## Problem to solve
Copy, exactly as written, the lines that begin at the one containing "Generate a component" and end at the one containing "import React from". Skip any pictures in the data below.

## Task material
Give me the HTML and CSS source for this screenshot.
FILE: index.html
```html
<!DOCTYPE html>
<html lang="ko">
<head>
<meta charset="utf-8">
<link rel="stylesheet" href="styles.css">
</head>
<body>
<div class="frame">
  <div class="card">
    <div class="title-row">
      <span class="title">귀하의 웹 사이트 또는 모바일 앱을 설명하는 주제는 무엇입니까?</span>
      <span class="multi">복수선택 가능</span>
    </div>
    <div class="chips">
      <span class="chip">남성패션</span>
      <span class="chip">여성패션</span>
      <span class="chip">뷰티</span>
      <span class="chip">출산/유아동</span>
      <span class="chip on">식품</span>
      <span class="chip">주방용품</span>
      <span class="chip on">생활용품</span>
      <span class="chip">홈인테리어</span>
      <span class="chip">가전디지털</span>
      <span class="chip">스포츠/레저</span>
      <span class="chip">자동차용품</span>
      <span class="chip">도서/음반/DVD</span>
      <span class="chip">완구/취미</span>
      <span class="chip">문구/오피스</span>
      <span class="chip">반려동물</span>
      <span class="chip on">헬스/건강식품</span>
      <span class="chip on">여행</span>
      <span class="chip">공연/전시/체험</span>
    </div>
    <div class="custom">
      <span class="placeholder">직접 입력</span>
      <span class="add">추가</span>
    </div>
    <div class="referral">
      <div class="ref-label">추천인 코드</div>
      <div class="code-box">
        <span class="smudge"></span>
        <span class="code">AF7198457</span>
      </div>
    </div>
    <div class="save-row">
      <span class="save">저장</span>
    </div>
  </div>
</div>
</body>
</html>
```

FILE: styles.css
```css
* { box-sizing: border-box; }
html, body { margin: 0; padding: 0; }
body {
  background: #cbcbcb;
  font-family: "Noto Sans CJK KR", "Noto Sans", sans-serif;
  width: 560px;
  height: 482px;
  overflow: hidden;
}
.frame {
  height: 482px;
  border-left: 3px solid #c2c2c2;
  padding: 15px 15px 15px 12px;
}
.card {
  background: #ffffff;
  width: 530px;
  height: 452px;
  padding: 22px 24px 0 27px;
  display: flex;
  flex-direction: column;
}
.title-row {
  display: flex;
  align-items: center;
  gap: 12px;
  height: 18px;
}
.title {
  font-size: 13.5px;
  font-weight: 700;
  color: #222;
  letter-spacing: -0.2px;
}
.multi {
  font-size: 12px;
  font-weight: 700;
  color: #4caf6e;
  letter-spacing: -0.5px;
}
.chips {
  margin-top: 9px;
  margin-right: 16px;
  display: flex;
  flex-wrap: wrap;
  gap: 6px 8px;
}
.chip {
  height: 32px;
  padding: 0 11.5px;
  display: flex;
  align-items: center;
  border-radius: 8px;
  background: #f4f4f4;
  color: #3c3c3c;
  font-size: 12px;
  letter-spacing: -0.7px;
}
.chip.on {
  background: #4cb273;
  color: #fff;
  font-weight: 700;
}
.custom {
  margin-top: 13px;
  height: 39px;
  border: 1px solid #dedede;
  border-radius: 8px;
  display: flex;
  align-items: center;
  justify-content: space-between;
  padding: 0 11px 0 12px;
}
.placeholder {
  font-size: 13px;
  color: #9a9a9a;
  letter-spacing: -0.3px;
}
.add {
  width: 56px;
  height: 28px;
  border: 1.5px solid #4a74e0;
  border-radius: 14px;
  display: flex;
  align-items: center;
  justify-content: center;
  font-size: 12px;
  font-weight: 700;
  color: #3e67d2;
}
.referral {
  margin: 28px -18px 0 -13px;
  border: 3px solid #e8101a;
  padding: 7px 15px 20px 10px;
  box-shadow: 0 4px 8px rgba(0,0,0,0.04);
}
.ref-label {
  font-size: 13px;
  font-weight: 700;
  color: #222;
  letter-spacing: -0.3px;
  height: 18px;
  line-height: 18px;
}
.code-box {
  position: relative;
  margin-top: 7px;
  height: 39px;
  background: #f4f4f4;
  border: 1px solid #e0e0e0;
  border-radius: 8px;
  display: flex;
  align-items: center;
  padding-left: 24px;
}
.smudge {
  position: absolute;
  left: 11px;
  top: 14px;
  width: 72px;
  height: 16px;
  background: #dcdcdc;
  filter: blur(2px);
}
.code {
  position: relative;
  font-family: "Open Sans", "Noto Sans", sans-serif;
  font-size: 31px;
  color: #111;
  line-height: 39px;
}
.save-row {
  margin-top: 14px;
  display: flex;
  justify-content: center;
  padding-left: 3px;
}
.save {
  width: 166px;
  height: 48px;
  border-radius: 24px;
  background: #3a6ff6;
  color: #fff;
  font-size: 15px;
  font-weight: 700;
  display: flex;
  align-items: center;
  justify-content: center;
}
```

* * *

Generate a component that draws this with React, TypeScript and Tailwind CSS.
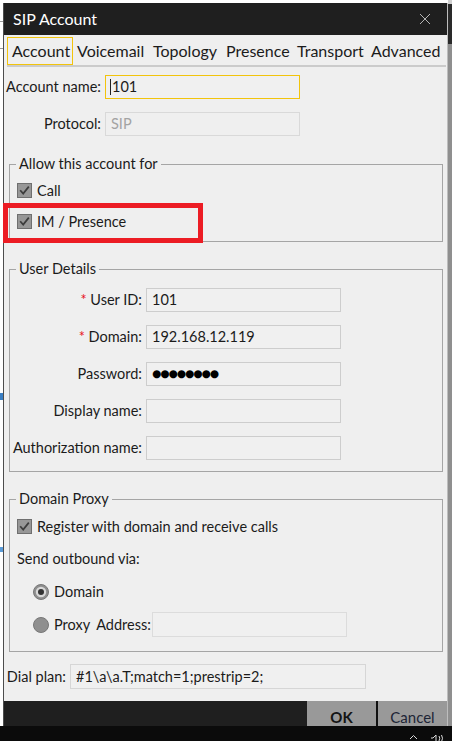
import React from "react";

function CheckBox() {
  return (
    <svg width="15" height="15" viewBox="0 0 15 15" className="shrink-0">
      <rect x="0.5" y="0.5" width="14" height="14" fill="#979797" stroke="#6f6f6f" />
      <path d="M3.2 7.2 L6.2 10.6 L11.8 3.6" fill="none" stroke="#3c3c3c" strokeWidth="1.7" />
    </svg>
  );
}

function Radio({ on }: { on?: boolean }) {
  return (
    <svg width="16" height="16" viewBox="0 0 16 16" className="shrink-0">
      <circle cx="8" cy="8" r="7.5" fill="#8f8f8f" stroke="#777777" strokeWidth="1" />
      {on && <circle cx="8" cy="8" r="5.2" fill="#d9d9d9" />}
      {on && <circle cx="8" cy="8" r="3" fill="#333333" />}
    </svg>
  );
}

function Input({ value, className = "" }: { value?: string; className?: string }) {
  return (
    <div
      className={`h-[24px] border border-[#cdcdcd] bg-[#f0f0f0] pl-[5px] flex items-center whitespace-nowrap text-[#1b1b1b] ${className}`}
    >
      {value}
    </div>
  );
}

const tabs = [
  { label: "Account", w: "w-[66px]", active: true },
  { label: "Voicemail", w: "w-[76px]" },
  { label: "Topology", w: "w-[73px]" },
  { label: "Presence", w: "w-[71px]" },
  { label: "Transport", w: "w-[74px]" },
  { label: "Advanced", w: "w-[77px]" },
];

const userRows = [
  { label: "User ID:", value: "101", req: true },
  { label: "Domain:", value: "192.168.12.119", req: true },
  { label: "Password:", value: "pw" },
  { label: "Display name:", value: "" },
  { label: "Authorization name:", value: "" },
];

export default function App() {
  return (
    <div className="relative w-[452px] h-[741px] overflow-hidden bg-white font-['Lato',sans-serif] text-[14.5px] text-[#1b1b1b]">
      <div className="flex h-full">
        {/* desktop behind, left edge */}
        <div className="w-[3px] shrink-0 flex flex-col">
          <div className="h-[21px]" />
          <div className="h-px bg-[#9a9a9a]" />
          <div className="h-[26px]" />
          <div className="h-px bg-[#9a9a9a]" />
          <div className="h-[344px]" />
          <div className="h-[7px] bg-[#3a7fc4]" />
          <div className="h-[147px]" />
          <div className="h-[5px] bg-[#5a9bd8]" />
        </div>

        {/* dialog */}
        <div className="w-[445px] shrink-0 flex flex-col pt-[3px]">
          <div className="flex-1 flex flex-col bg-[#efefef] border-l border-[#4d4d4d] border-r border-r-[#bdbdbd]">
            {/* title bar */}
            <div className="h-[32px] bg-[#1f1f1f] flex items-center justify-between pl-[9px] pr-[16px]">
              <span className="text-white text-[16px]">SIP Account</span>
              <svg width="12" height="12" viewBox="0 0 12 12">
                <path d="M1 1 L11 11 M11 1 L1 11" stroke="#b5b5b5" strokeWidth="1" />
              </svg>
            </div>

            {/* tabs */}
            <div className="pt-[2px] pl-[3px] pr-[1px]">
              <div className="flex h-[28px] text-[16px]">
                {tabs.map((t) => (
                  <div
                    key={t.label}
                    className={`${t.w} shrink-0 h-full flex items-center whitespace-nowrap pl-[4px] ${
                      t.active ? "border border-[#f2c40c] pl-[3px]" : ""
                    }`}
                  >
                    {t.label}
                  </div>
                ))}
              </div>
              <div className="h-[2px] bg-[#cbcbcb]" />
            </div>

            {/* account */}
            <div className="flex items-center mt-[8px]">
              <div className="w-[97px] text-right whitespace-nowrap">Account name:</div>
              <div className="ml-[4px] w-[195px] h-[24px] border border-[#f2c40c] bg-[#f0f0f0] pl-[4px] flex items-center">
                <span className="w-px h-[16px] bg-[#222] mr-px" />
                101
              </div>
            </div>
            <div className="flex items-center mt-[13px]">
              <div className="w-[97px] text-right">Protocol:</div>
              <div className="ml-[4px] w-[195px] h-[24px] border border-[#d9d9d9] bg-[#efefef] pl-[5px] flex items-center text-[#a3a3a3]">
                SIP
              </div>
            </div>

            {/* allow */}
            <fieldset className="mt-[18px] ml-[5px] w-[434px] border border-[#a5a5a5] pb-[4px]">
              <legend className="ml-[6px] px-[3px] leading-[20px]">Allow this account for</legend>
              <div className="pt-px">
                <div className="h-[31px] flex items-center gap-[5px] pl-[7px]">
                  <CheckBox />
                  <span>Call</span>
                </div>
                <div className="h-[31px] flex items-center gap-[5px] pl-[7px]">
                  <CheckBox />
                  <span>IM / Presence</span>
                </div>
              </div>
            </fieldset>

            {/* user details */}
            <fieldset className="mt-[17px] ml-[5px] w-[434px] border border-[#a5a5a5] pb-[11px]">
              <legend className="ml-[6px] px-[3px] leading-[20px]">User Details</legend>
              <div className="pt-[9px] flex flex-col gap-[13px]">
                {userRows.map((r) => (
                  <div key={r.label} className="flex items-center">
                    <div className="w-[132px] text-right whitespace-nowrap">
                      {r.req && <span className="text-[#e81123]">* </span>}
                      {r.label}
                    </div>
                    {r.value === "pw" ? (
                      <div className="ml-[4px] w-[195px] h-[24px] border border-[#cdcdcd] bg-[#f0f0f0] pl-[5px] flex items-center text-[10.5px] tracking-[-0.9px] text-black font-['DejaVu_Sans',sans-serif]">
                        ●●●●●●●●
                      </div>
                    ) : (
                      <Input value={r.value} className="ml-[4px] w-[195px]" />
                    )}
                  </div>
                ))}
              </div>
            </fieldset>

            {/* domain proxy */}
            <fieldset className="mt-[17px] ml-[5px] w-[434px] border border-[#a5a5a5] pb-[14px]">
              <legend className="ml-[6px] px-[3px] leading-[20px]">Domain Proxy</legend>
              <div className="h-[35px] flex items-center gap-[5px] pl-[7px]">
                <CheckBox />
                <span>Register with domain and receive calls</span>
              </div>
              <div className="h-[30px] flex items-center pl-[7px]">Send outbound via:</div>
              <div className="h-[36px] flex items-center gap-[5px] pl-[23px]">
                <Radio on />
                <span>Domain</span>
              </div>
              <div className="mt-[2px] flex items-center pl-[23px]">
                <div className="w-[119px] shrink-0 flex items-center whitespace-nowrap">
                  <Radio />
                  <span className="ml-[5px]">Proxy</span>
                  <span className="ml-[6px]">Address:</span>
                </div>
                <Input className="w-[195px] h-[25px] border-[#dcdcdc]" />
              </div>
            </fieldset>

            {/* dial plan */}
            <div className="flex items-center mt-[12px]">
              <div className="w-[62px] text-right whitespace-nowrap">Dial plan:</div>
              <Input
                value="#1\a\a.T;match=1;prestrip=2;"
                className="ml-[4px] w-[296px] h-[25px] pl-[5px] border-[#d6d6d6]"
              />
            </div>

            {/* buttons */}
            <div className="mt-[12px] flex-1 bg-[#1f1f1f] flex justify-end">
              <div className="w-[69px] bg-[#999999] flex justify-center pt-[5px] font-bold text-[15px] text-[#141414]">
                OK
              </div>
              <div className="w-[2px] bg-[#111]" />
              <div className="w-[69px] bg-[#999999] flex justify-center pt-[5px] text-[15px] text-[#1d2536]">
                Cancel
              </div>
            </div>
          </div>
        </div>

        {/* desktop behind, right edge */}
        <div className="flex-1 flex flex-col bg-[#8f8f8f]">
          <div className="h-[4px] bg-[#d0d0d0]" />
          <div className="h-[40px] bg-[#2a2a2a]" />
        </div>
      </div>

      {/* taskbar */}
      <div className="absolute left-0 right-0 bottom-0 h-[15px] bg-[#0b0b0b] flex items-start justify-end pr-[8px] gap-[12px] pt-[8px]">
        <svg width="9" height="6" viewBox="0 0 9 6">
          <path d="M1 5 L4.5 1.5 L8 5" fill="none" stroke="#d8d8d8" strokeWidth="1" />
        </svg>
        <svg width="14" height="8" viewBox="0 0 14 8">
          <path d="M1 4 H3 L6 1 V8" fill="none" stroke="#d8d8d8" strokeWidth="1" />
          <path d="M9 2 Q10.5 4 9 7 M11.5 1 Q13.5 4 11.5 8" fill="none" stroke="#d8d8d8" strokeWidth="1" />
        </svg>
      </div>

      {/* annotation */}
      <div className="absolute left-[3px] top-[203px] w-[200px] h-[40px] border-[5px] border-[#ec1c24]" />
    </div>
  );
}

## Response to this exercise
Generate a component that draws this with React, TypeScript and Tailwind CSS.
import React from "react";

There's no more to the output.